Publie le vendredi 23 janvier 2009 par Open-Publishing
2 commentaires

Le président français décide de ‘‘consulter’’ Mayotte sur son statut. La France à contre-courant de l’histoire

Les autorités françaises signataires de décret s’appuient exclusivement et grossièrement sur les initiatives internes et les lois de la République française, défiant et passant outre les résolutions des Nations unies, aussi bien celles affirmant l’appartenance de Mayotte aux Comores que celles nombreuses condamnant la présence française dans l’île. Elles renient définitivement la promesse faite par la France devant le concert des nations de la planète d’ouvrir des négociations pour la réintégration de Mayotte dans le giron comorien. Elles défient toutes les résolutions condamnant les consultations passées et ultérieures organisées à Mayotte par la France, depuis l’accession des Comores à l’indépendance. Elles optent pour le droit du plus fort.
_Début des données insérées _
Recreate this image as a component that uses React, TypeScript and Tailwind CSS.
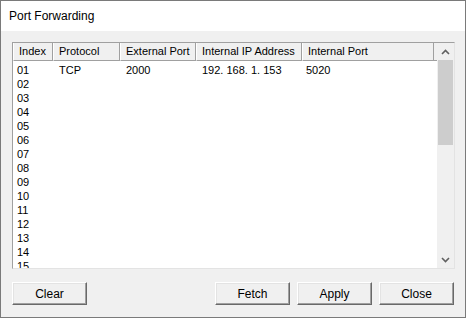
import React from "react";

const columns = [
  { label: "Index", w: "w-[40px]" },
  { label: "Protocol", w: "w-[67px]" },
  { label: "External Port", w: "w-[76px]" },
  { label: "Internal IP Address", w: "w-[106px]" },
  { label: "Internal Port", w: "w-[132px]" },
];

const rows = Array.from({ length: 15 }, (_, i) => {
  const idx = String(i + 1).padStart(2, "0");
  if (i === 0) return [idx, "TCP", "2000", "192. 168. 1. 153", "5020"];
  return [idx, "", "", "", ""];
});

function Chevron({ up }: { up?: boolean }) {
  return (
    <svg width="9" height="6" viewBox="0 0 9 6">
      <path
        d={up ? "M1 5 L4.5 1.5 L8 5" : "M1 1 L4.5 4.5 L8 1"}
        fill="none"
        stroke="#606060"
        strokeWidth="1.6"
      />
    </svg>
  );
}

function Button({ children }: { children: React.ReactNode }) {
  return (
    <button className="w-[75px] h-[23px] bg-[#f0f0f0] border-t border-l border-b border-r border-t-[#ffffff] border-l-[#ffffff] border-b-[#696969] border-r-[#696969] shadow-[inset_-1px_-1px_#a0a0a0,inset_1px_1px_#e3e3e3] text-[12px] text-black flex items-center justify-center">
      {children}
    </button>
  );
}

export default function App() {
  return (
    <div className="w-[466px] h-[318px] border border-[#7a7a7a] bg-[#f0f0f0] flex flex-col font-['Liberation_Sans',Arial,sans-serif]">
      {/* title bar */}
      <div className="h-[30px] bg-white flex items-center pl-[8px] text-[12px] text-black">
        Port Forwarding
      </div>

      <div className="flex-1 flex flex-col pt-[11px] pl-[11px] pr-[10px]">
        {/* list view */}
        <div className="w-[443px] h-[227px] border border-t-[#a0a0a0] border-l-[#a0a0a0] border-b-[#e3e3e3] border-r-[#e3e3e3] bg-white flex overflow-hidden">
          <div className="w-[424px] flex flex-col">
            <div className="h-[18px] flex shrink-0 text-[11px] text-black">
              {columns.map((c) => (
                <div
                  key={c.label}
                  className={`${c.w} h-full border-l border-l-white border-r border-r-[#a0a0a0] border-b border-b-[#a0a0a0] bg-[#f0f0f0] flex items-center pl-[5px] whitespace-nowrap`}
                >
                  {c.label}
                </div>
              ))}
              <div className="flex-1 h-full border-b border-b-[#a0a0a0] bg-[#f0f0f0]" />
            </div>
            <div className="flex-1 overflow-hidden pt-[2px] text-[11px] text-black">
              {rows.map((r) => (
                <div key={r[0]} className="h-[14px] flex items-center">
                  <div className="w-[40px] pl-[4px]">{r[0]}</div>
                  <div className="w-[67px] pl-[6px]">{r[1]}</div>
                  <div className="w-[76px] pl-[6px]">{r[2]}</div>
                  <div className="w-[106px] pl-[6px] whitespace-nowrap">{r[3]}</div>
                  <div className="w-[132px] pl-[4px]">{r[4]}</div>
                </div>
              ))}
            </div>
          </div>

          {/* scrollbar */}
          <div className="w-[17px] bg-[#f0f0f0] flex flex-col">
            <div className="h-[17px] flex items-center justify-center">
              <Chevron up />
            </div>
            <div className="mx-[1px] h-[85px] bg-[#cdcdcd]" />
            <div className="flex-1" />
            <div className="h-[17px] flex items-center justify-center">
              <Chevron />
            </div>
          </div>
        </div>

        {/* buttons */}
        <div className="mt-[13px] flex items-center pr-[1px]">
          <Button>Clear</Button>
          <div className="flex-1" />
          <div className="flex gap-[7px]">
            <Button>Fetch</Button>
            <Button>Apply</Button>
            <Button>Close</Button>
          </div>
        </div>
      </div>
    </div>
  );
}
Toutefois, contrairement à l’idée que cette option de la force brutale essaie de faire croire, cette départementalisation sauvage ne changera pas d’un iota le statut de Mayotte : celui de la décolonisation inachevée de l’archipel des Comores. La France ne peut ignorer que l’île de Mayotte ne ressemble ni à Saint-Pierre et Miquelon, ni à la Réunion, ou à la nouvelle Calédonie. C’est une île à la fois comorienne, africaine, musulmane, dont le statut relève du droit public international, et non aux tripatouillages du droit français.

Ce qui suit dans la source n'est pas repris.